-- Information supplied start --

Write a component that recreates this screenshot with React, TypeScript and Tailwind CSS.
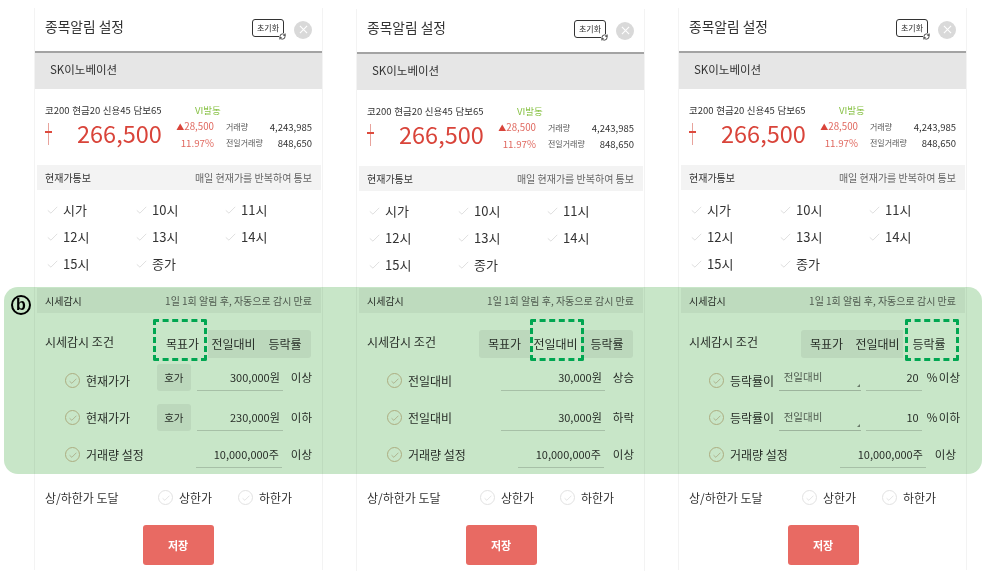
import React from "react";
import { RefreshCw } from "lucide-react";

const Check = ({ className = "" }: { className?: string }) => (
  <svg viewBox="0 0 14 10" className={className} fill="none" stroke="currentColor" strokeWidth="1">
    <path d="M1 5.5 L5 9 L13 1" />
  </svg>
);

const CircleCheck = ({ warm = false }: { warm?: boolean }) => (
  <span className={`w-[15px] h-[15px] shrink-0 rounded-full border flex items-center justify-center ${warm ? "border-[#dcc0a4] text-[#c49f80]" : "border-[#e2e2e2] text-[#cfcfcf]"}`}>
    <Check className="w-[8px] h-[6px]" />
  </span>
);

const Under = ({ w, children, cls = "" }: { w: string; children?: React.ReactNode; cls?: string }) => (
  <div className={`${w} ${cls} shrink-0 h-[27px] border-b border-[#d5d5d5] flex items-center justify-end text-[11px] text-[#333] pr-[3px] whitespace-nowrap`}>{children}</div>
);

const Hoga = () => (
  <div className="w-[34px] h-[27px] rounded-[3px] bg-[#f0f0f0] text-[10.5px] text-[#333] flex items-center justify-center">호가</div>
);

const Select = () => (
  <div className="relative shrink-0 w-[82px] h-[27px] border-b border-[#c8c8c8] text-[10.5px] text-[#666] flex items-center pl-[5px]">
    전일대비
    <span className="absolute right-[1px] bottom-[3px] w-0 h-0 border-l-[3px] border-b-[3px] border-l-transparent border-b-[#888]" />
  </div>
);

const Time = ({ t }: { t: string }) => (
  <div className="flex items-center w-[89px]">
    <Check className="w-[11px] h-[8px] text-[#d6d6d6] mr-[5px]" />
    <span className="text-[13px] text-[#333]">{t}</span>
  </div>
);

type Mode = 0 | 1 | 2;

const Row = ({ label, shift = "", children }: { label: string; shift?: string; children: React.ReactNode }) => (
  <div className="h-[37px] flex items-center pl-[30px] pr-[10px]">
    <CircleCheck warm />
    <span className="ml-[6px] flex-1 text-[12px] text-[#333] whitespace-nowrap">{label}</span>
    <div className={`flex items-center ${shift}`}>{children}</div>
  </div>
);

const Suffix = ({ children }: { children: React.ReactNode }) => (
  <span className="text-[11.5px] text-[#333] whitespace-nowrap [word-spacing:-1px]">{children}</span>
);

const Panel = ({ mode, lowered = false }: { mode: Mode; lowered?: boolean }) => {
  const tabs = ["목표가", "전일대비", "등락률"];
  const widths = ["w-[51px]", "w-[51px]", "w-[52px]"];
  const dash = ["left-[-4px]", "left-[0px]", "left-[2px]"];
  return (
    <div className={`w-[289px] h-[562px] border-x border-[#f3f3f3] bg-white flex flex-col ${lowered ? "mt-[1px]" : ""}`}>
      <div className="h-[45px] border-b-2 border-[#a3a3a3] flex items-center pl-[10px] pr-[10px]">
        <span className="flex-1 text-[13.75px] text-[#333] mb-[6px]">종목알림 설정</span>
        <div className="relative w-[32px] h-[18px] border-[1.5px] border-[#333] rounded-[3px] text-[8px] text-[#333] flex items-center justify-center mb-[4px]">
          초기화
          <span className="absolute -right-[3px] -bottom-[4px] w-[7px] h-[7px] bg-white flex items-center justify-center">
            <RefreshCw className="w-[7px] h-[7px]" strokeWidth={3} />
          </span>
        </div>
        <div className="ml-[10px] w-[18px] h-[18px] rounded-full bg-[#d9d9d9] text-white flex items-center justify-center">
          <svg viewBox="0 0 10 10" className="w-[9px] h-[9px]" stroke="currentColor" strokeWidth="1.2"><path d="M1 1 L9 9 M9 1 L1 9" /></svg>
        </div>
      </div>
      <div className="h-[36px] bg-[#e6e6e6] flex items-center pl-[15px] pb-[3px] text-[11.5px] text-[#333]">SK이노베이션</div>
      <div className="h-[76px] pl-[10px] pr-[10px] pt-[14px]">
        <div className="flex items-center h-[14px] text-[9.5px] text-[#333]">
          <span className="w-[150px] whitespace-nowrap [word-spacing:0.5px]">코200 현금20 신용45 담보65</span>
          <span className="text-[#8bc34a]">VI발동</span>
        </div>
        <div className="flex items-center -mt-[2px]">
          <div className="relative w-[7px] h-[22px] flex justify-center mt-[2px]">
            <span className="w-[1.5px] h-full bg-[#e8a39c]" />
            <span className="absolute top-[8px] left-0 w-[7px] h-[1.5px] bg-[#dd4b3e]" />
          </div>
          <span className="ml-[25px] w-[84px] text-[23.5px] leading-[30px] text-[#d9443a] whitespace-nowrap">266,500</span>
          <div className="w-[53px] text-right text-[9.75px] leading-[16px] text-[#e0685f] mt-[3px]">
            <div className="whitespace-nowrap">
              <span className="text-[#d9443a] text-[8px]">▲</span>28,500
            </div>
            <div>11.97%</div>
          </div>
          <div className="ml-[12px] flex-1 text-[8px] leading-[16px] text-[#555] mt-[3px]">
            <div className="flex justify-between items-center">
              <span>거래량</span>
              <span className="text-[9.5px] text-[#333]">4,243,985</span>
            </div>
            <div className="flex justify-between items-center">
              <span>전일거래량</span>
              <span className="text-[9.5px] text-[#333]">848,650</span>
            </div>
          </div>
        </div>
      </div>
      <div className="h-[25px] ml-[2px] mr-px bg-[#f3f3f3] flex items-center justify-between pl-[8px] pr-[9px] text-[10px]">
        <span className="text-[#333]">현재가통보</span>
        <span className="text-[#666]">매일 현재가를 반복하여 통보</span>
      </div>
      <div className={`pt-[6px] pl-[12px] ${lowered ? "h-[97px]" : "h-[98px]"}`}>
        {[["시가", "10시", "11시"], ["12시", "13시", "14시"], ["15시", "종가"]].map((r, i) => (
          <div key={i} className="h-[27px] flex items-center">
            {r.map((t) => <Time key={t} t={t} />)}
          </div>
        ))}
      </div>
      <div className="h-[25px] ml-[2px] mr-px bg-[#f3f3f3] flex items-center justify-between pl-[8px] pr-[9px] text-[10px]">
        <span className="text-[#333]">시세감시</span>
        <span className="text-[#666]">1일 1회 알림 후, 자동으로 감시 만료</span>
      </div>
      <div className="h-[41px] mt-[8px] pt-[9px] flex items-start pl-[10px]">
        <span className="w-[112px] text-[12px] leading-[24px] text-[#333]">시세감시 조건</span>
        <div className="flex h-[28px] rounded-[3px] bg-[#f0f0f0]">
          {tabs.map((t, i) => (
            <div key={t} className={`relative ${widths[i]} flex items-center justify-center text-[12px] text-[#333] whitespace-nowrap ${i === mode ? "bg-white" : ""}`}>
              {t}
              {i === mode && (
                <span className={`absolute z-20 -top-[11px] ${dash[i]} w-[54px] h-[42px] border-[3px] border-dashed border-[#00a651] rounded-[2px]`} />
              )}
            </div>
          ))}
        </div>
      </div>
      {mode === 0 && (
        <>
          <Row label="현재가가" shift="mb-[6px]">
            <Hoga />
            <Under w="w-[86px]" cls="ml-[6px] mr-[8px]">300,000원</Under>
            <Suffix>이상</Suffix>
          </Row>
          <Row label="현재가가">
            <Hoga />
            <Under w="w-[86px]" cls="ml-[6px] mr-[8px]">230,000원</Under>
            <Suffix>이하</Suffix>
          </Row>
        </>
      )}
      {mode === 1 && (
        <>
          <Row label="전일대비" shift="mb-[6px]">
            <Under w="w-[104px]" cls="mr-[8px]">30,000원</Under>
            <Suffix>상승</Suffix>
          </Row>
          <Row label="전일대비">
            <Under w="w-[104px]" cls="mr-[8px]">30,000원</Under>
            <Suffix>하락</Suffix>
          </Row>
        </>
      )}
      {mode === 2 && (
        <>
          <Row label="등락률이" shift="mb-[6px] -mr-[4px]">
            <Select />
            <Under w="w-[56px]" cls="ml-[5px] mr-[5px]">20</Under>
            <Suffix>% 이상</Suffix>
          </Row>
          <Row label="등락률이" shift="-mr-[4px]">
            <Select />
            <Under w="w-[56px]" cls="ml-[5px] mr-[5px]">10</Under>
            <Suffix>% 이하</Suffix>
          </Row>
        </>
      )}
      <Row label="거래량 설정">
        <Under w="w-[86px]" cls="mr-[9px]">10,000,000주</Under>
        <Suffix>이상</Suffix>
      </Row>
      <div className="h-[43px] mt-[3px] flex items-center pl-[10px]">
        <span className="w-[113px] text-[12px] text-[#333]">상/하한가 도달</span>
        <CircleCheck />
        <span className="ml-[6px] w-[59px] text-[12px] text-[#333]">상한가</span>
        <CircleCheck />
        <span className="ml-[6px] text-[12px] text-[#333]">하한가</span>
      </div>
      <div className={`flex justify-center mt-[6px] ${mode === 0 ? "pr-px" : "pl-px"}`}>
        <div className="w-[71px] h-[40px] rounded-[3px] bg-[#e86a63] text-white text-[11px] font-bold flex items-center justify-center">저장</div>
      </div>
    </div>
  );
};

export default function App() {
  return (
    <div className="relative w-[987px] h-[576px] bg-white overflow-hidden blur-[0.5px] font-['Noto_Sans_CJK_KR','Noto_Sans',sans-serif]">
      <div className="flex pl-[34px] gap-[33px] pt-[8px]">
        <Panel mode={0} />
        <Panel mode={1} lowered />
        <Panel mode={2} />
      </div>
      <div className="absolute z-10 left-[4px] top-[287px] w-[978px] h-[187px] rounded-[14px] bg-[#c8e6c8] mix-blend-multiply" />
      <div className="absolute z-20 left-[11px] top-[295px] w-[20px] h-[20px] rounded-full border-2 border-black flex items-center justify-center text-[16px] leading-none font-bold text-black font-['Liberation_Sans',sans-serif] pb-[1px]">b</div>
    </div>
  );
}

-- Information supplied end --

Problem description
Write out again, exactly, the lines from the start of the listing up to the line containing "type Mode = 0 | 1 | 2;", with both ends and without pictures.

Finished exercise
Write a component that recreates this screenshot with React, TypeScript and Tailwind CSS.
import React from "react";
import { RefreshCw } from "lucide-react";

const Check = ({ className = "" }: { className?: string }) => (
  <svg viewBox="0 0 14 10" className={className} fill="none" stroke="currentColor" strokeWidth="1">
    <path d="M1 5.5 L5 9 L13 1" />
  </svg>
);

const CircleCheck = ({ warm = false }: { warm?: boolean }) => (
  <span className={`w-[15px] h-[15px] shrink-0 rounded-full border flex items-center justify-center ${warm ? "border-[#dcc0a4] text-[#c49f80]" : "border-[#e2e2e2] text-[#cfcfcf]"}`}>
    <Check className="w-[8px] h-[6px]" />
  </span>
);

const Under = ({ w, children, cls = "" }: { w: string; children?: React.ReactNode; cls?: string }) => (
  <div className={`${w} ${cls} shrink-0 h-[27px] border-b border-[#d5d5d5] flex items-center justify-end text-[11px] text-[#333] pr-[3px] whitespace-nowrap`}>{children}</div>
);

const Hoga = () => (
  <div className="w-[34px] h-[27px] rounded-[3px] bg-[#f0f0f0] text-[10.5px] text-[#333] flex items-center justify-center">호가</div>
);

const Select = () => (
  <div className="relative shrink-0 w-[82px] h-[27px] border-b border-[#c8c8c8] text-[10.5px] text-[#666] flex items-center pl-[5px]">
    전일대비
    <span className="absolute right-[1px] bottom-[3px] w-0 h-0 border-l-[3px] border-b-[3px] border-l-transparent border-b-[#888]" />
  </div>
);

const Time = ({ t }: { t: string }) => (
  <div className="flex items-center w-[89px]">
    <Check className="w-[11px] h-[8px] text-[#d6d6d6] mr-[5px]" />
    <span className="text-[13px] text-[#333]">{t}</span>
  </div>
);

type Mode = 0 | 1 | 2;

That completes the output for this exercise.